There remain a number of issues still to be addressed in the setting of salvage ASCT. The first is how best to maximize the durability of response to a salvage ASCT? The role of consolidation and maintenance has been extensively studied in first line ASCT but there is no reported evidence of its efficacy in the savage setting. In particular, given the expanding scope of therapeutic agents with differing modes of delivery (IV vs SC vs oral) combined with the potential for community-based therapy delivery, patient engagement with long-term maintenance strategies becomes a real opportunity. However, an evidence basis for the efficacy and thus the incorporation of further post-ASCT therapy is needed. The second issue is which patients benefit and especially which patients do not benefit from salvage ASCT. There is some evidence that molecular risk stratification at relapse after a prior transplant may delineate sub-groups where a second transplant offers no advantage in terms of durability of response but clearly we need to examine this area in more depth.

The third issue relates to the safety of a salvage ASCT. The salvage ASCT carries a low procedural mortality, at least in the short term, but as yet, we have few data on the impact of salvage ASCT on the incidence of second primary malignancies, especially treatment-related myelodysplasia. Thus, ultimately the appropriate selection of patients for salvage ASCT needs to be defined. The fourth issue relates to whether such therapeutic strategies can influence survivorship. This question has now become somewhat more complex in myeloma, given the expansion of post-relapse treatment strategies and their influence on survivorship. In some patient sub-groups, certain lines of therapy may even have an adverse impact on subsequent response to treatment and even survivorship. This serves to emphasize the need for clarity over patient stratification and the use of currently evolving technology to delineate key biomarkers of response prediction. This is an area that has yet to be defined in relation to salvage ASCT.

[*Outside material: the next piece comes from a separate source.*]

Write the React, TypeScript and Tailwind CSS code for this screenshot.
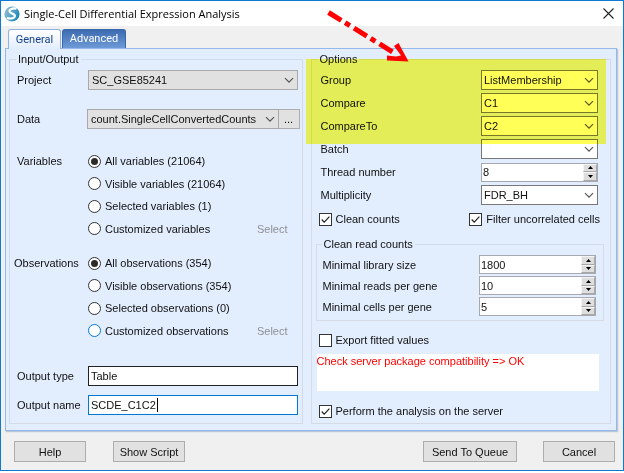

Although salvage ASCT has been utilized in clinical practice for relapsed myeloma after a prior ASCT for many years, it is only in recent times that prospective studies have demonstrated the utility of this compared with a no-transplant strategy, as well as the evolution of investigational-conditioning regimens. The direction of travel is clearly to establish as good a durable response to the second ASCT as to the first ASCT, such that there can be an expected improvement in the overall survivorship. More studies are planned in this setting, which is to be welcomed.